In Redis Cluster, clients receive a MOVED redirect (permanent slot move) or an ASKING redirect (slot mid-migration). Cluster-aware clients (Lettuce, redis-py with RedisCluster) handle these transparently; generic clients do not.

Production failover drill: run redis-cli DEBUG SLEEP 30 on the primary while watching redis-cli -h <sentinel> -p 26379 SENTINEL masters in another terminal. Measure actual failover duration and confirm clients reconnected. Schedule this quarterly — topology knowledge decays.

Sentinel vs Cluster: Choosing the Right Model

Dimension	Sentinel	Cluster
Data size	Single node fits in RAM	Horizontal sharding
Multi-key ops	All operations supported	Cross-slot ops need hash tags `{}`
Client requirement	Sentinel-aware client	Cluster-aware client
Ops complexity	Lower	Higher (resharding, slot migration)
Write throughput	Single node ceiling (~500k ops/s)	Scales linearly with shards

Managed Redis HA: ElastiCache (AWS), Cloud Memorystore (GCP), and Azure Cache for Redis all wrap Sentinel or Cluster internally. You still need to understand the underlying mechanics to configure node sizes, replica counts, Multi-AZ, and maintenance windows correctly — and to interpret the metrics they surface in CloudWatch or Stackdriver.
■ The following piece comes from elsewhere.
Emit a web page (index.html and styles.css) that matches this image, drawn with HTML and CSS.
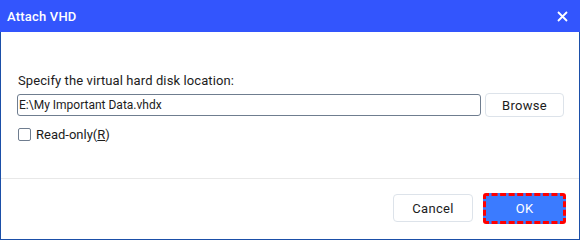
FILE: index.html
```html
<!DOCTYPE html>
<html lang="en">
  <head>
    <meta charset="UTF-8" />
    <meta name="viewport" content="width=device-width, initial-scale=1.0" />
    <title>Attach VHD</title>

    <link rel="stylesheet" href="styles.css">
  </head>

  <body>
    <div class="dialog">
      <div class="titlebar">
        <span class="title">Attach VHD</span>
        <button class="close" aria-label="Close">
          <svg width="11" height="11" viewBox="0 0 11 11">
            <path d="M1 1 L10 10 M10 1 L1 10" stroke="#ffffff" stroke-width="1.8" fill="none" />
          </svg>
        </button>
      </div>

      <div class="content">
        <div class="label">Specify the virtual hard disk location:</div>
        <div class="path-row">
          <input class="path" type="text" value="E:\My Important Data.vhdx" />
          <button class="btn">Browse</button>
        </div>
        <label class="check">
          <span class="box"></span>
          <span>Read-only(<u>R</u>)</span>
        </label>
      </div>

      <div class="footer">
        <button class="btn btn-cancel">Cancel</button>
        <button class="btn btn-ok">OK</button>
      </div>
    </div>
  </body>
</html>
```

FILE: styles.css
```css
body {
  margin: 0;
  background-color: #ffffff;
  font-family: Roboto, "Noto Sans", sans-serif;
  font-size: 13px;
  color: #1c1c1c;
}

.dialog {
  width: 580px;
  height: 240px;
  box-sizing: border-box;
  border: 1px solid #1b4fa8;
  border-top: none;
  display: flex;
  flex-direction: column;
}

.titlebar {
  height: 32px;
  margin: 0 -1px;
  padding: 0 10px 0 7px;
  background-color: #3355fd;
  color: white;
  display: flex;
  align-items: center;
  justify-content: space-between;
}

.title {
  font-size: 13px;
  font-weight: 500;
  letter-spacing: 0.2px;
}

.close {
  background: none;
  border: none;
  padding: 0;
  width: 16px;
  height: 16px;
  display: flex;
  justify-content: center;
  align-items: center;
}

.content {
  height: 146px;
  padding: 41px 15px 0 16px;
  box-sizing: border-box;
}

.label {
  line-height: 16px;
  padding-left: 1px;
  letter-spacing: 0.1px;
}

.path-row {
  display: flex;
  gap: 4px;
  margin-top: 5px;
}

.path {
  width: 464px;
  height: 22px;
  box-sizing: border-box;
  border: 1px solid #6f7d8f;
  border-radius: 3px;
  padding: 0 1px;
  font-family: inherit;
  font-size: 12px;
  color: #1c1c1c;
}

.btn {
  background-color: #ffffff;
  border: 1px solid #dde3ea;
  border-radius: 4px;
  font-family: inherit;
  font-size: 13px;
  color: #1c1c1c;
  letter-spacing: 0.3px;
}

.path-row .btn {
  width: 79px;
  height: 24px;
  margin-top: -1px;
}

.check {
  display: flex;
  align-items: center;
  gap: 5px;
  margin-top: 10px;
  padding-left: 1px;
}

.box {
  width: 13px;
  height: 13px;
  box-sizing: border-box;
  border: 1px solid #6f7d8f;
  border-radius: 2px;
}

.footer {
  flex: 1;
  border-top: 1px solid #e8e8e8;
  display: flex;
  justify-content: flex-end;
  align-items: center;
  gap: 10px;
  padding: 0 13px 2px 0;
}

.btn-cancel {
  width: 80px;
  height: 28px;
}

.btn-ok {
  width: 83px;
  height: 31px;
  background-color: #3b7bff;
  color: white;
  border: 3px dashed #ff0000;
  border-radius: 3px;
}
```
At Google and Meta scale, teams typically run Cluster at ≥ 9 shards (3 per AZ) with cluster-replicas 2 — two replicas per shard — so an AZ failure loses no primaries and no read replicas. Shard count is determined by peak write throughput and working-set size, not total data volume: Redis keys evicted by maxmemory-policy allkeys-lru are gone, so size the cluster so the hot working set fits in RAM with a 30% headroom buffer.